In retaliation, Archbishop Creagh excommunicated The O'Neill and forbade any priest to absolve him of the Mortal Sins of Sacrilege and putting a priest to death. Shane retaliated by threatening the life of the Archbishop, and by declaring publicly that there was no one on earth, except Queen Elizabeth I, whom he hated as intensely as Archbishop Creagh.

In spite of all this, Archbishop Creagh was arrested and imprisoned. Archbishop Creagh has left us the following description of his cell in Dublin Castle, "a hole where without candle there is no light in the world, and with candle, when I had it, it was so filled with the smoke thereof, chiefly in summer, that, had there not been a little hole in the next door to draw in breath with my mouth set upon it, I had been perhaps, shortly undone.

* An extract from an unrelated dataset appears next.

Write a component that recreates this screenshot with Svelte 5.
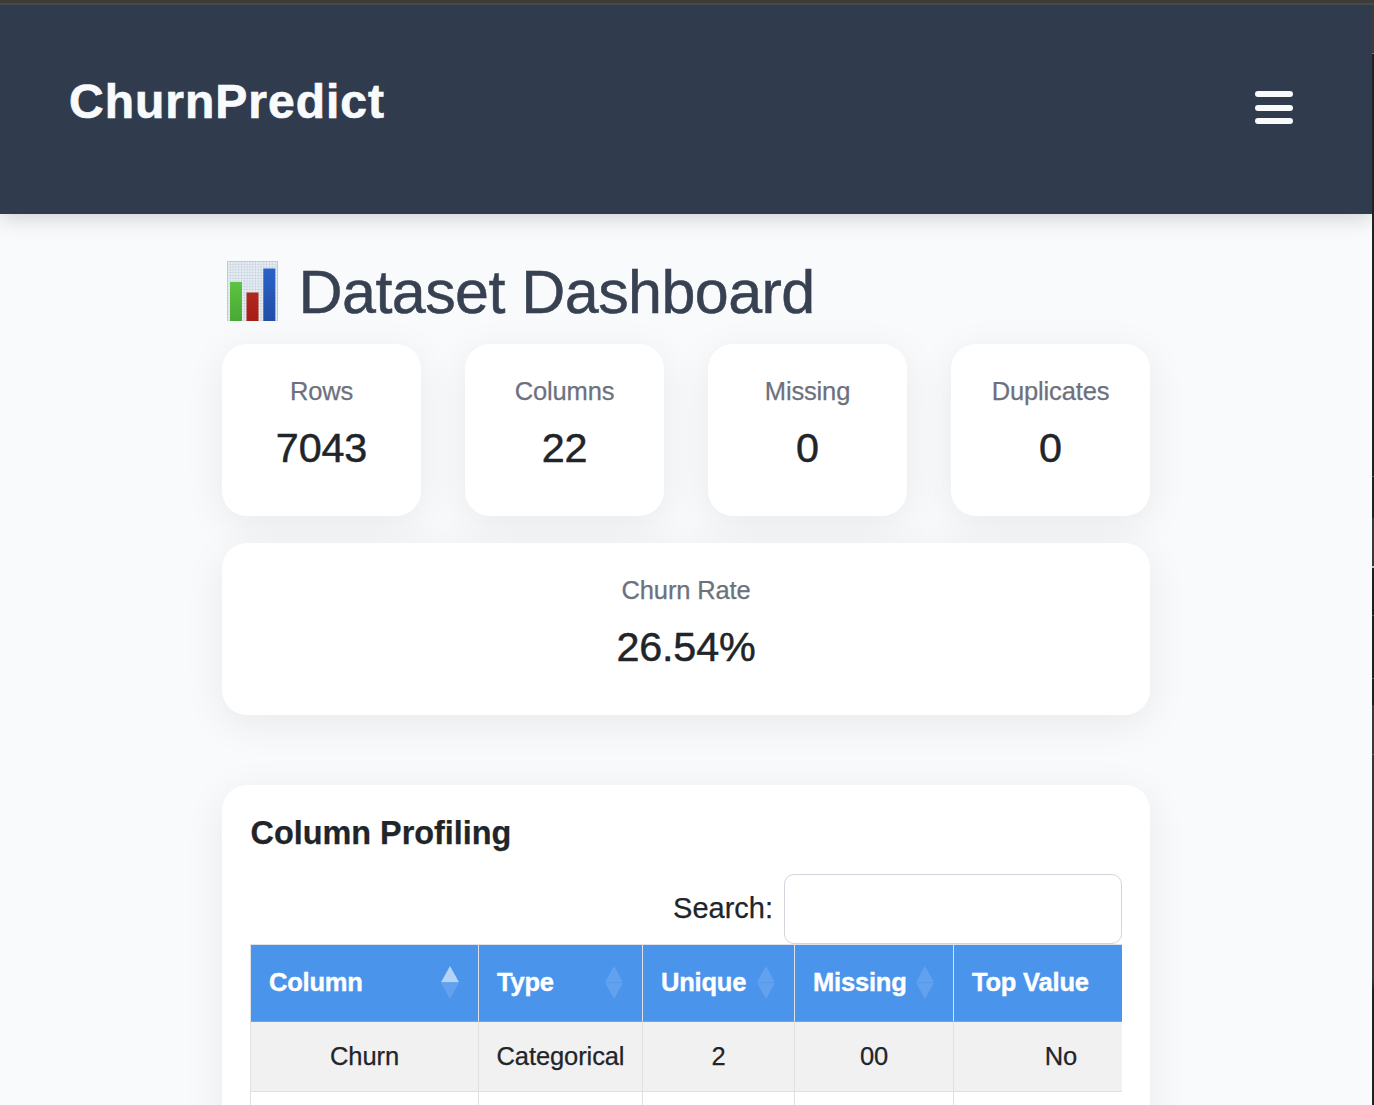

But the two gentlemen who elected me to go out, (i.e.) escape with themselves and the said keeper, thought I should be much sooner undone in the second lodgings with cold, being thereto towards winter, removed, where scant was light as could be, and no fire."

His steadfast refusal, however, to Abjure the Catholic Faith or embrace the subservience of the Irish Church to control by the State, and his great popularity throughout Ireland were considered high treason in consequence, he was sent to London and committed to the Tower.

Twice he escaped, but he was retaken and in 1567 lodged in the Tower of London, according to the Queen's officials, solely for, "his hindering the Archbishop of Dublin's godly efforts to promote the Reformation."

From his repeated examinations before the Privy Council his enmity for Shane O'Neill and his unwavering loyalty to the Queen of England in all purely non-religious matters were made plain. Archbishop Creagh always concluded his appeals to the mercy of the Privy Council by, "wishing Her Majesty and all the realm as much wealth and prosperity of soul and body as ever had any Prince or realm."

Not content keeping him incarcerated, his enemies assailed his moral character. The daughter of his jailer was urged to accuse him of rape. The charge was investigated in public court, where the girl retracted her previous statement and declared the charges completely false.

==Death==

It has been said that Creagh was poisoned in prison, and this, whether true or false, was widely believed at the time of his death. The principal suspect was the notorious double agent Robert Poley, best known for his role as agent provocateur in the Babington Plot and his suspected role in the killing of Christopher Marlowe. Poley, who was a fellow prisoner in the Tower during Creagh's last years there, is said to have visited him several times, but the suspicion seems to be based on his general bad character, rather than on any direct evidence of his guilt.

==Peter Creagh==
His grand-nephew, Peter Creagh, was Bishop of Cork and Cloyne from 1676 to 1693. He was imprisoned for two years on suspicion of treason and attempted regicide during the Popish Plot in consequence of the false accusations of Titus Oates, but he was acquitted (1682). He was transferred to the Archdiocese of Tuam in 1686. After the 1688 coup d'état, Bishop Creagh followed King James II into exile on the Continent. Bishop Creagh was appointed Archbishop of Dublin in 1693, but was unable to return to Ireland and take over command of his still illegal and underground archdiocese. He became Coadjutor Bishop of Strasbourg, where he died (July 1705).

==Works==
Creagh wrote:
- De Linguâ Hibernicâ; some collections from this work are among the manuscripts in the library of Trinity College Dublin.
- An Ecclesiastical History; a portion of this work was, in Sir James Ware's time, in the possession of Thomas Arthur, M.D.
- A Catechism in Irish, 1560.
- Account, in Latin, of his escape from the Tower of London, 1565. In Cardinal Moran's Spicilegium Ossoriense, i. 40.